*** DATASET EXTRACT

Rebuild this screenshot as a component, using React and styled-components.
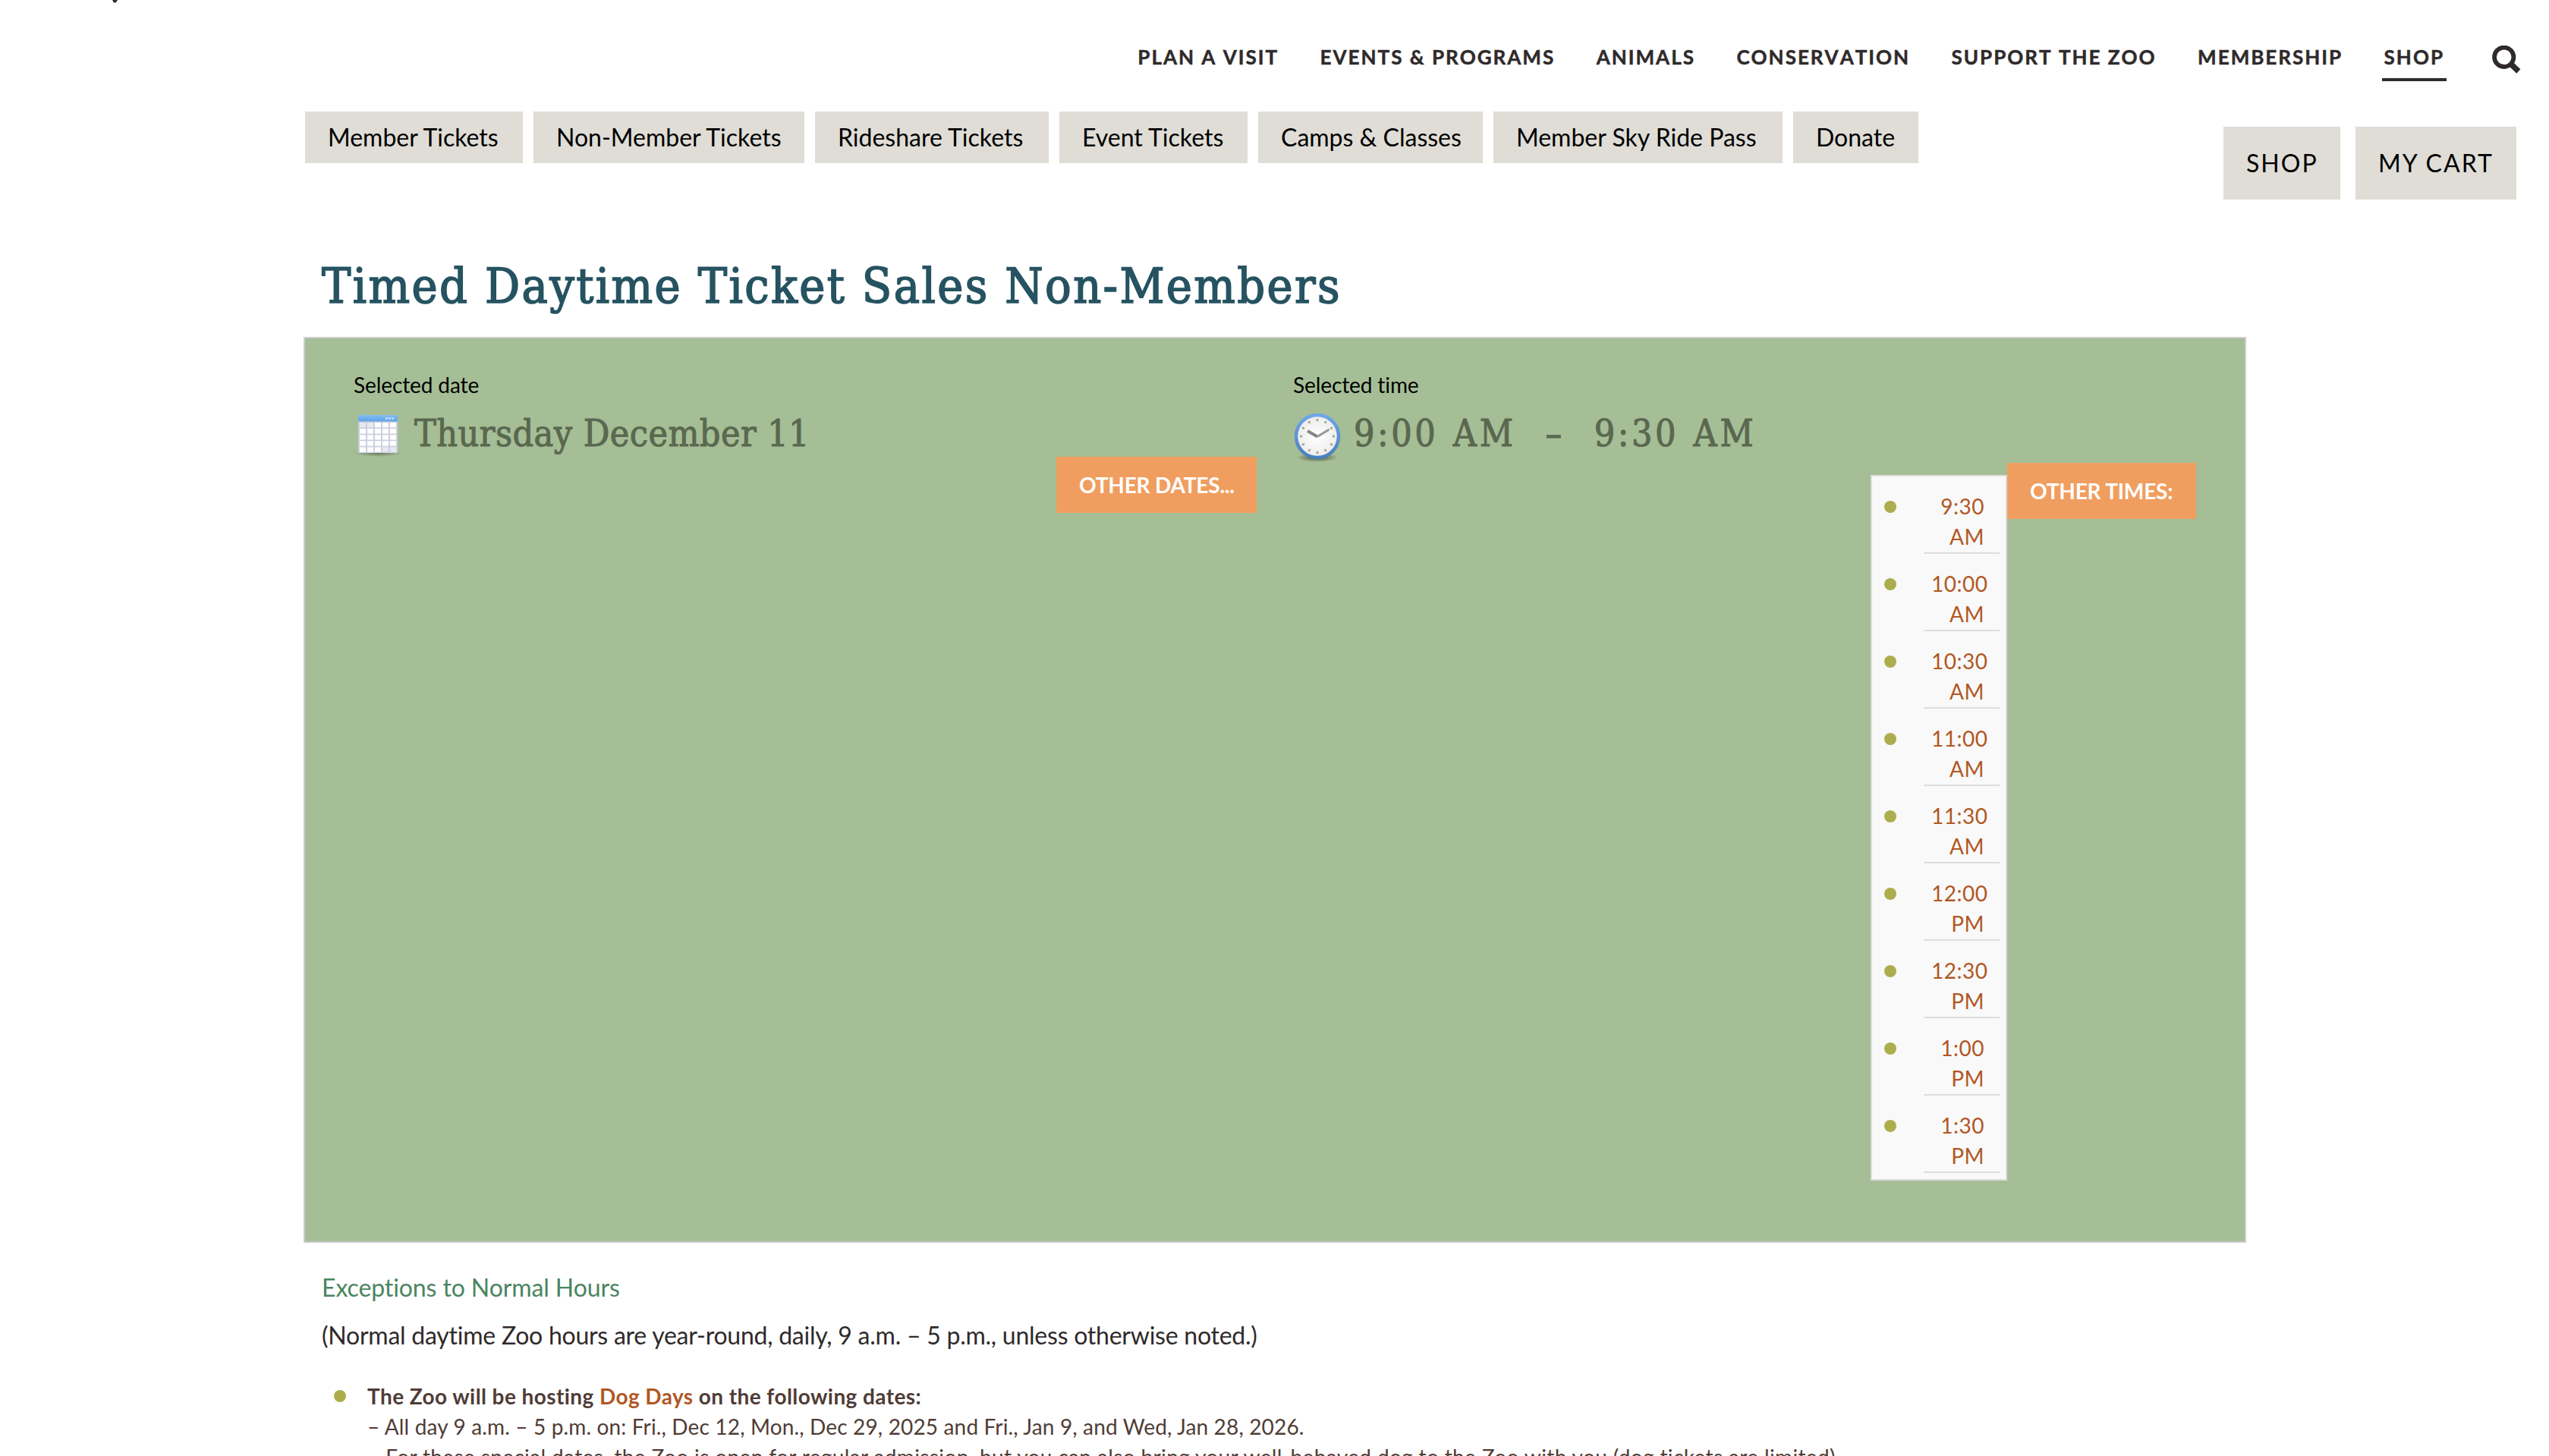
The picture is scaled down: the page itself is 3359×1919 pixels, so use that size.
import React from 'react'
import styled, { createGlobalStyle } from 'styled-components'

const serif = `'DejaVu Serif Condensed', 'DejaVu Serif', serif`

const GlobalStyle = createGlobalStyle`
*{box-sizing:border-box;}
html,body{margin:0;padding:0;background:#fff;height:1919px;overflow:hidden;}
body{font-family:Lato,sans-serif;font-variant-ligatures:none;color:#2f2a2b;}
a{color:inherit;text-decoration:none;}
ul{list-style:none;margin:0;padding:0;}
`
const Page = styled.div`
width:3359px;
height:1919px;
overflow:hidden;
`
const Header = styled.header`
height:147px;
display:flex;
justify-content:space-between;
align-items:flex-start;
padding:0 37px 0 148px;
`
const LogoTip = styled.svg`
display:block;
width:8px;
height:4px;
`
const Nav = styled.nav`
display:flex;
align-items:flex-start;
padding-top:60px;
`
const NavLink = styled.a`
font-size:26px;
font-weight:700;
font-kerning:none;
line-height:31px;
letter-spacing:2px;
-webkit-text-stroke:.5px;
height:47px;
margin-left:48.5px;
padding:0 3px;
border-bottom:4px solid ${p => p.$active ? '#2f2a2b' : 'transparent'};
`
const SearchIcon = styled.svg`
width:38px;
height:38px;
margin-left:60px;
`
const Toolbar = styled.div`
display:flex;
justify-content:space-between;
padding:0 43px 0 402px;
height:195px;
`
const ButtonRow = styled.div`
display:flex;
gap:${p => p.$gap};
padding-top:${p => p.$top || '0'};
`
const TicketButton = styled.a`
width:${p => p.$w}px;
height:68px;
padding-left:30px;
line-height:68px;
font-size:32px;
white-space:nowrap;
color:#000;
background:#dfddd6;
`
const CartButton = styled.a`
width:${p => p.$w}px;
height:96px;
padding-left:30px;
line-height:96px;
font-size:32px;
letter-spacing:2px;
white-space:nowrap;
color:#000;
background:#dfddd6;
`
const Title = styled.h1`
font-family:${serif};
font-stretch:condensed;
font-weight:400;
font-size:64px;
line-height:70px;
letter-spacing:2.4px;
-webkit-text-stroke:1.6px;
height:102px;
margin:0;
padding-left:424px;
white-space:nowrap;
color:#265361;
`
const Panel = styled.section`
display:flex;
width:2560px;
height:1194px;
margin-left:400px;
padding:41px 64px 0 64px;
background:#a5be96;
border:2px solid #ccc;
`
const Column = styled.div`
width:${p => p.$w}px;
padding-right:${p => p.$right || '0'};
display:flex;
flex-direction:column;
`
const Label = styled.div`
font-size:28px;
line-height:40px;
letter-spacing:-.1px;
color:#000;
`
const Picked = styled.div`
display:flex;
align-items:flex-start;
height:${p => p.$h}px;
padding-top:16px;
font-family:${serif};
font-stretch:condensed;
font-size:48px;
line-height:56px;
letter-spacing:${p => p.$spacing};
word-spacing:${p => p.$words || '0'};
-webkit-text-stroke:1px;
white-space:pre;
color:#5a6850;
`
const PickedIcon = styled.svg`
width:64px;
height:66px;
margin-right:16px;
flex:none;
`
const OtherRow = styled.div`
display:flex;
justify-content:flex-end;
align-items:flex-start;
`
const OtherButton = styled.a`
height:74px;
width:${p => p.$w}px;
padding-left:30px;
line-height:74px;
font-size:28px;
font-weight:700;
letter-spacing:-.2px;
white-space:nowrap;
color:#fff;
background:#f09e60;
`
const TimeList = styled.ul`
width:180px;
height:930px;
margin-top:16px;
background:#f9f9f9;
border:2px solid #ddd;
`
const TimeItem = styled.li`
display:flex;
justify-content:space-between;
padding:0 8px 0 16px;
`
const Dot = styled.span`
flex:none;
width:16px;
height:16px;
margin-top:${p => p.$top};
border-radius:50%;
background:#acae4d;
`
const TimeLink = styled.a`
width:100px;
height:102px;
padding:19px 20px 0 10px;
border-bottom:2px solid #ddd;
font-size:28px;
line-height:40px;
letter-spacing:.5px;
text-align:right;
color:#b15724;
`
const Info = styled.section`
padding:35px 0 0 424px;
`
const InfoTitle = styled.h2`
margin:0 0 15px;
font-size:32px;
font-weight:400;
line-height:48px;
letter-spacing:-.1px;
color:#4b855f;
`
const InfoText = styled.p`
margin:0 0 36px;
font-size:32px;
line-height:48px;
letter-spacing:-.24px;
`
const Notice = styled.li`
display:flex;
gap:28px;
padding-left:16px;
font-size:28px;
line-height:40px;
color:#503c36;
white-space:nowrap;
`
const Line = styled.div`
font-weight:${p => p.$bold ? 700 : 400};
letter-spacing:${p => p.$spacing};
`
const DogLink = styled.a`
color:#b15724;
`

const navItems = [
    ['PLAN A VISIT'],
    ['EVENTS & PROGRAMS'],
    ['ANIMALS'],
    ['CONSERVATION'],
    ['SUPPORT THE ZOO'],
    ['MEMBERSHIP'],
    ['SHOP', true],
]

const tickets = [
    ['Member Tickets', 287],
    ['Non-Member Tickets', 357],
    ['Rideshare Tickets', 308],
    ['Event Tickets', 248],
    ['Camps & Classes', 296],
    ['Member Sky Ride Pass', 381],
    ['Donate', 165],
]

const times = ['9:30 AM', '10:00 AM', '10:30 AM', '11:00 AM', '11:30 AM', '12:00 PM', '12:30 PM', '1:00 PM', '1:30 PM']

function Calendar(){
    const cells = []
    for (let r = 0; r < 5; r++) {
        for (let c = 0; c < 5; c++) {
            const dim = (r === 0 && c < 2) || (r === 4 && c > 2)
            cells.push(<rect key={r + '-' + c} x={8 + c * 10} y={14 + r * 8.1} width="8" height="6.4" fill={dim ? '#e6e8f2' : '#fff'} />)
        }
    }
    return(
        <PickedIcon viewBox="0 0 64 66">
            <defs>
                <linearGradient id="calTop" x1="0" y1="0" x2="0" y2="1">
                    <stop offset="0" stopColor="#82bdf3" />
                    <stop offset="1" stopColor="#5ea3e6" />
                </linearGradient>
                <radialGradient id="calShade">
                    <stop offset="0" stopColor="#4c5945" stopOpacity=".7" />
                    <stop offset="1" stopColor="#4c5945" stopOpacity="0" />
                </radialGradient>
            </defs>
            <ellipse cx="32" cy="54" rx="32" ry="5" fill="url(#calShade)" />
            <rect x="6" y="5" width="52" height="49" fill="#cdcfdf" />
            <rect x="6" y="4" width="52" height="8.5" fill="url(#calTop)" />
            <path d="M42 8.5h12" stroke="#c4e0fa" strokeWidth="2.5" strokeDasharray="3 1" />
            {cells}
        </PickedIcon>
    )
}

function Clock(){
    const ticks = []
    for (let i = 0; i < 12; i++) {
        ticks.push(<rect key={i} x="30.6" y="9" width="2.8" height="3.2" fill="#a3aa85" transform={`rotate(${i * 30} 32 32)`} />)
    }
    return(
        <PickedIcon viewBox="0 0 64 66">
            <defs>
                <linearGradient id="clockRim" x1="0" y1="0" x2="0" y2="1">
                    <stop offset="0" stopColor="#6fa6ea" />
                    <stop offset="1" stopColor="#4b80bc" />
                </linearGradient>
                <radialGradient id="clockFace">
                    <stop offset="0" stopColor="#fff" />
                    <stop offset="1" stopColor="#ececec" />
                </radialGradient>
                <radialGradient id="clockShade">
                    <stop offset="0" stopColor="#39452f" stopOpacity=".9" />
                    <stop offset="1" stopColor="#39452f" stopOpacity="0" />
                </radialGradient>
            </defs>
            <ellipse cx="32" cy="60" rx="27" ry="6" fill="url(#clockShade)" />
            <circle cx="32" cy="32" r="28" fill="url(#clockFace)" stroke="url(#clockRim)" strokeWidth="4.5" />
            {ticks}
            <path d="M19 25l13 7.5" stroke="#858585" strokeWidth="4" />
            <path d="M32 32.5l15.5-9.5" stroke="#999" strokeWidth="3" />
        </PickedIcon>
    )
}

export default function App(){
    return(
        <Page>
            <GlobalStyle />
            <Header>
                <LogoTip viewBox="0 0 8 4"><path d="M0 0h7L4.5 3.5H2z" fill="#2f2a2b" /></LogoTip>
                <Nav>
                    {navItems.map(([name, active]) => (
                        <NavLink key={name} $active={active}>{name}</NavLink>
                    ))}
                    <SearchIcon viewBox="0 0 38 38" fill="none" stroke="#2f2a2b">
                        <circle cx="15.7" cy="15.3" r="12.7" strokeWidth="5.8" />
                        <path d="M25 24.5l9.8 9.5" strokeWidth="7.5" />
                    </SearchIcon>
                </Nav>
            </Header>
            <Toolbar>
                <ButtonRow $gap="14px">
                    {tickets.map(([name, w]) => (
                        <TicketButton key={name} $w={w}>{name}</TicketButton>
                    ))}
                </ButtonRow>
                <ButtonRow $gap="20px" $top="20px">
                    <CartButton $w={154}>SHOP</CartButton>
                    <CartButton $w={212}>MY CART</CartButton>
                </ButtonRow>
            </Toolbar>
            <Title>Timed Daytime Ticket Sales Non-Members</Title>
            <Panel>
                <Column $w={1238} $right="48px">
                    <Label>Selected date</Label>
                    <Picked $h={75} $spacing=".45px"><Calendar />Thursday December 11</Picked>
                    <OtherRow>
                        <OtherButton $w={264}>OTHER DATES...</OtherButton>
                    </OtherRow>
                </Column>
                <Column $w={1190}>
                    <Label>Selected time</Label>
                    <Picked $h={83} $spacing="3.6px" $words="2.2px"><Clock />{'9:00 AM  –  9:30 AM'}</Picked>
                    <OtherRow>
                        <TimeList>
                            {times.map(time => (
                                <TimeItem key={time}>
                                    <Dot $top="32px" />
                                    <TimeLink>{time}</TimeLink>
                                </TimeItem>
                            ))}
                        </TimeList>
                        <OtherButton $w={249}>OTHER TIMES:</OtherButton>
                    </OtherRow>
                </Column>
            </Panel>
            <Info>
                <InfoTitle>Exceptions to Normal Hours</InfoTitle>
                <InfoText>(Normal daytime Zoo hours are year-round, daily, 9 a.m. – 5 p.m., unless otherwise noted.)</InfoText>
                <ul>
                    <Notice>
                        <Dot $top="12px" />
                        <div>
                            <Line $bold $spacing=".42px">The Zoo will be hosting <DogLink>Dog Days</DogLink> on the following dates:</Line>
                            <Line $spacing=".15px">– All day 9 a.m. – 5 p.m. on: Fri., Dec 12, Mon., Dec 29, 2025 and Fri., Jan 9, and Wed, Jan 28, 2026.</Line>
                            <Line $spacing=".37px">– For these special dates, the Zoo is open for regular admission, but you can also bring your well-behaved dog to the Zoo with you (dog tickets are limited).</Line>
                        </div>
                    </Notice>
                </ul>
            </Info>
        </Page>
    )
}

******

_WHAT YOU ARE ASKED TO DO_
In the data above, please extract the lines from the first one through the line with "Serif Condensed', 'DejaVu", exactly, and keep pictures out.

_TASK RESPONSE_
Rebuild this screenshot as a component, using React and styled-components.
The picture is scaled down: the page itself is 3359×1919 pixels, so use that size.
import React from 'react'
import styled, { createGlobalStyle } from 'styled-components'

const serif = `'DejaVu Serif Condensed', 'DejaVu Serif', serif`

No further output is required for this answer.